**Description of the task**: Copy word for word the lines in the records below, starting at the line with "Recreate this image" and ending at the line with "</app-page>". Skip the pictures.

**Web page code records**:
** BEGIN **
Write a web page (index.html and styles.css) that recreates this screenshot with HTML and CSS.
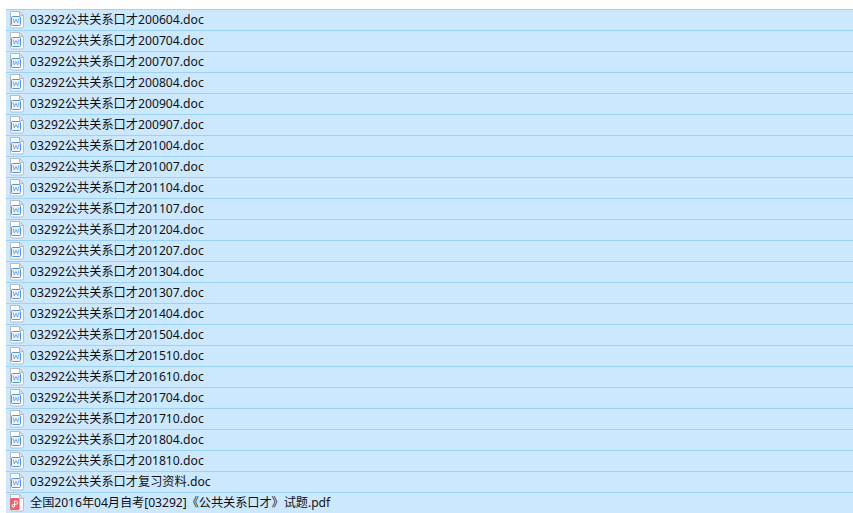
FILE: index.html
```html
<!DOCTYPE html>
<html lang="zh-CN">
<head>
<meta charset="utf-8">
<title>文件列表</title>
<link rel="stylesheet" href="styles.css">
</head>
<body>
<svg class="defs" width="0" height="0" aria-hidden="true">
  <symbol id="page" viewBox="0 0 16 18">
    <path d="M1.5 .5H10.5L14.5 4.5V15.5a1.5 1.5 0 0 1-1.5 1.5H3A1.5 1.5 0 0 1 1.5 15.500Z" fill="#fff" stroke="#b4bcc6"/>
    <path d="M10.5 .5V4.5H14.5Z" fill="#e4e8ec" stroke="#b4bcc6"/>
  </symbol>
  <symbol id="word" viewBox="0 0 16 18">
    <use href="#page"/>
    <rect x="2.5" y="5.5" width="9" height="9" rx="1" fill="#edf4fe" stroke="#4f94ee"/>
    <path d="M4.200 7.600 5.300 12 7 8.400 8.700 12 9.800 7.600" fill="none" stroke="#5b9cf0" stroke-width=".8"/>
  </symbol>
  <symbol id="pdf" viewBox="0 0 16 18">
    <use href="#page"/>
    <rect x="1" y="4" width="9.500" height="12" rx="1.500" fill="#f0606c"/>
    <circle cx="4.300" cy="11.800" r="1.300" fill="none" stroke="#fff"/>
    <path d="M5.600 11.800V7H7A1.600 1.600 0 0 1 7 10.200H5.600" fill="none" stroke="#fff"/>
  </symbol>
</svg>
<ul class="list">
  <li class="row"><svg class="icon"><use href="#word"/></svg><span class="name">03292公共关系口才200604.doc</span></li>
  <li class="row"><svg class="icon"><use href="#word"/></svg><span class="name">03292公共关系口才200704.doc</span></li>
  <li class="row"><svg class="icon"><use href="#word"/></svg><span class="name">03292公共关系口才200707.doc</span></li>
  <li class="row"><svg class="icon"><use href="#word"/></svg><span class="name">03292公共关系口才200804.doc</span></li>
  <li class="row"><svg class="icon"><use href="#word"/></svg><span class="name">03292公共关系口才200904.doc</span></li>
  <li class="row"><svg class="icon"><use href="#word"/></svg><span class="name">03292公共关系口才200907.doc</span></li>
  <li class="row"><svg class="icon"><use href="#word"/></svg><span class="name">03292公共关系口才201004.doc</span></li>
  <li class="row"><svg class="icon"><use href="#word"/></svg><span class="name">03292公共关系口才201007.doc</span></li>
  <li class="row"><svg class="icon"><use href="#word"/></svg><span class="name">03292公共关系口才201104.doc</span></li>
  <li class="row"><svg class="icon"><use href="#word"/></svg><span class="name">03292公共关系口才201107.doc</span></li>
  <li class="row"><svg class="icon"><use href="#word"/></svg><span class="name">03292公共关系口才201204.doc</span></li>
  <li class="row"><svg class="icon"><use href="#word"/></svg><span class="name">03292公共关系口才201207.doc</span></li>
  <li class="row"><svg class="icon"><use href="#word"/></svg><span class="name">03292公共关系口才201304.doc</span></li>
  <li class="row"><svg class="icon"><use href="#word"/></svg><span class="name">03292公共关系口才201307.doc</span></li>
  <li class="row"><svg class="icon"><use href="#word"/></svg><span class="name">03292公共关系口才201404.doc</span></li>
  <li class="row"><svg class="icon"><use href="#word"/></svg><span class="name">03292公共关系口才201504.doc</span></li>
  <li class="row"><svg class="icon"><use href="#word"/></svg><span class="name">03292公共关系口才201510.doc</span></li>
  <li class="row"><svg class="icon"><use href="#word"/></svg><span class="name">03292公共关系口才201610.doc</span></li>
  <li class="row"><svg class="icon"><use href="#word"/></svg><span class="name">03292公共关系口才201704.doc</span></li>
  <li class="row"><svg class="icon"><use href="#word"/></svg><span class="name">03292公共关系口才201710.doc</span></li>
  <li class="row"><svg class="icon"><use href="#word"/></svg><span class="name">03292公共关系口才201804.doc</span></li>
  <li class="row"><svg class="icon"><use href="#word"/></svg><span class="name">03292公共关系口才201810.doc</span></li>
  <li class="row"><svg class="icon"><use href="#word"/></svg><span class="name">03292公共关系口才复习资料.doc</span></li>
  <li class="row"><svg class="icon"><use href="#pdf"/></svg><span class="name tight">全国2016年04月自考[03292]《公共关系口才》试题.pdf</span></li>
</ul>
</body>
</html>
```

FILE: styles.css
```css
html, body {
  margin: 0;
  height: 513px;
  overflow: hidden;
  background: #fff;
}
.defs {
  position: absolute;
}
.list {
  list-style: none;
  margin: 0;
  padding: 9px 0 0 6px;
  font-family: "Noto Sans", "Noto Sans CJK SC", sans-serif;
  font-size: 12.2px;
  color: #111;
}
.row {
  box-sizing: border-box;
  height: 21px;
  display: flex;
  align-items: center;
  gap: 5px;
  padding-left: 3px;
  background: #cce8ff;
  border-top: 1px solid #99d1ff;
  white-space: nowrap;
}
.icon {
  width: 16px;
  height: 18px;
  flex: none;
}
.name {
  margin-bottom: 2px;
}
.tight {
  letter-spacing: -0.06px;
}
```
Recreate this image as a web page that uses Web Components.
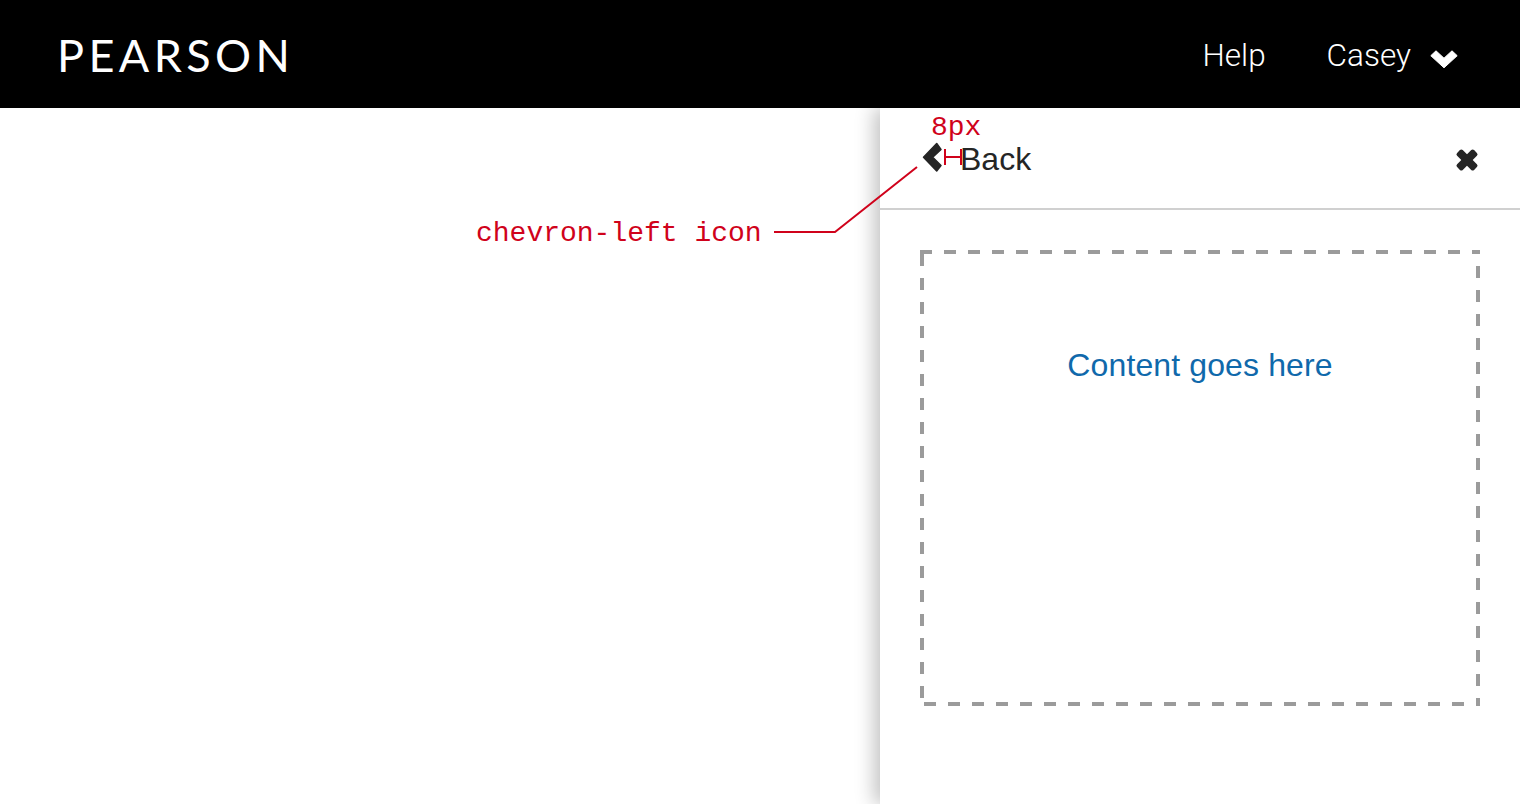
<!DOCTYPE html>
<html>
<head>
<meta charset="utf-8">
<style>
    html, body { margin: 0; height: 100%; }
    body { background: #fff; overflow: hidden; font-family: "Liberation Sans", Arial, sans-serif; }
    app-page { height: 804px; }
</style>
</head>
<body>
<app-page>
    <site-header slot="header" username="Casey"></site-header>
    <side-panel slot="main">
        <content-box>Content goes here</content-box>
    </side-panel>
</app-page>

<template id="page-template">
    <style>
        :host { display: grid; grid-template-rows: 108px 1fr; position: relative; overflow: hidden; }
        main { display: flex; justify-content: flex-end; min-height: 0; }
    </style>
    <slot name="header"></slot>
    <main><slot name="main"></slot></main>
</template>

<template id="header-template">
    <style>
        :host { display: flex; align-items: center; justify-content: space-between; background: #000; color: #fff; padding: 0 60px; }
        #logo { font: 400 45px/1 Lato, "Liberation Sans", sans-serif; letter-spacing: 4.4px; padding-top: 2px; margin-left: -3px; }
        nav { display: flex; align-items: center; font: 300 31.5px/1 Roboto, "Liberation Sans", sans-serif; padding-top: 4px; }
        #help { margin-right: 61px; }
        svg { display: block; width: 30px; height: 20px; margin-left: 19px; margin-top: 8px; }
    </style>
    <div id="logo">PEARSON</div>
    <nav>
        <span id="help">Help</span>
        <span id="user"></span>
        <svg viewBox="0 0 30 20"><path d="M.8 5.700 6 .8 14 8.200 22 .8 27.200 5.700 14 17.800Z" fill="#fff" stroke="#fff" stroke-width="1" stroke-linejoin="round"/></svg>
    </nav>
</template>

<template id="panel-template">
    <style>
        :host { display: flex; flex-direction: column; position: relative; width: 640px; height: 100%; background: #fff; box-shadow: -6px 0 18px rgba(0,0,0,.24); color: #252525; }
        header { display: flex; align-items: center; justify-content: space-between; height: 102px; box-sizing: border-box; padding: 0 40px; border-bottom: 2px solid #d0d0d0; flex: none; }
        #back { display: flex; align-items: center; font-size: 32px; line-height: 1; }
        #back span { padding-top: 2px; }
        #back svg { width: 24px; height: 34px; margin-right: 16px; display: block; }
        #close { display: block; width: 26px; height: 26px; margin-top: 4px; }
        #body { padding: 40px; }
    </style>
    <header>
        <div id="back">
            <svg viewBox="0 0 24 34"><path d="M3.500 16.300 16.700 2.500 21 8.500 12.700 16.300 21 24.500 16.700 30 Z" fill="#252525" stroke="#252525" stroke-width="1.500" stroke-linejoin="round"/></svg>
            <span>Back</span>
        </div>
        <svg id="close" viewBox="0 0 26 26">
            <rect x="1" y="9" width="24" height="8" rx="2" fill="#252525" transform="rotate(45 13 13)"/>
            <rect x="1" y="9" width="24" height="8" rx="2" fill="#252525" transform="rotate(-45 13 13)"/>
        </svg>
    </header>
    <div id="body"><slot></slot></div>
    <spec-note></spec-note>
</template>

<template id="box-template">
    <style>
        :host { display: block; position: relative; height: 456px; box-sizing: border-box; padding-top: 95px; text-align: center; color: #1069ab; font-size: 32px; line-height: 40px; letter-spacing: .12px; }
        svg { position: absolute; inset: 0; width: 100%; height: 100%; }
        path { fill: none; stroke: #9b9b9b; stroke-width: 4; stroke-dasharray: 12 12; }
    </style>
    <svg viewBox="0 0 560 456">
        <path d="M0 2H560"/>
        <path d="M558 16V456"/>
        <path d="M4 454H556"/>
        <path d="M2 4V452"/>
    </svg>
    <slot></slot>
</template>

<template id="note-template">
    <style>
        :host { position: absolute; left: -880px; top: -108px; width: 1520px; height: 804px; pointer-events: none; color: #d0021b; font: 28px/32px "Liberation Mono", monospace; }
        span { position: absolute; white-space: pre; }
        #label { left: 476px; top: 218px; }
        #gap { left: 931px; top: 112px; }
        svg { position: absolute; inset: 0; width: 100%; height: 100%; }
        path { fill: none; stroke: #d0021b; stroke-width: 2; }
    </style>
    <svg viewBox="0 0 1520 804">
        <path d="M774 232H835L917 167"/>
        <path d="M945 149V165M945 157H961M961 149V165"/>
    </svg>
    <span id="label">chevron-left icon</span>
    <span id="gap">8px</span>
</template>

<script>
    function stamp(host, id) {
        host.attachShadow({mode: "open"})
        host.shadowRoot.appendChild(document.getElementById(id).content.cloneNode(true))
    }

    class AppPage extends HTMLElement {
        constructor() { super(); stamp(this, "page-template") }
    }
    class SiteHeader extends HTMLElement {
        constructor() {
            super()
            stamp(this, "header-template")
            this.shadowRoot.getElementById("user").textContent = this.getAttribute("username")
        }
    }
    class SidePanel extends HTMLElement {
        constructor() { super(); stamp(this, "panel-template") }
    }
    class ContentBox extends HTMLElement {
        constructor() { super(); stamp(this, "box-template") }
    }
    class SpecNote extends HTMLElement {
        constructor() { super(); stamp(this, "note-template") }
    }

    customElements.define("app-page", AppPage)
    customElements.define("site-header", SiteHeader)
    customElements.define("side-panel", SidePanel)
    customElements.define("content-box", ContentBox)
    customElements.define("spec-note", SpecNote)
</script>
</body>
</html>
** END **
**Result for this task**:
Recreate this image as a web page that uses Web Components.
<!DOCTYPE html>
<html>
<head>
<meta charset="utf-8">
<style>
    html, body { margin: 0; height: 100%; }
    body { background: #fff; overflow: hidden; font-family: "Liberation Sans", Arial, sans-serif; }
    app-page { height: 804px; }
</style>
</head>
<body>
<app-page>
    <site-header slot="header" username="Casey"></site-header>
    <side-panel slot="main">
        <content-box>Content goes here</content-box>
    </side-panel>
</app-page>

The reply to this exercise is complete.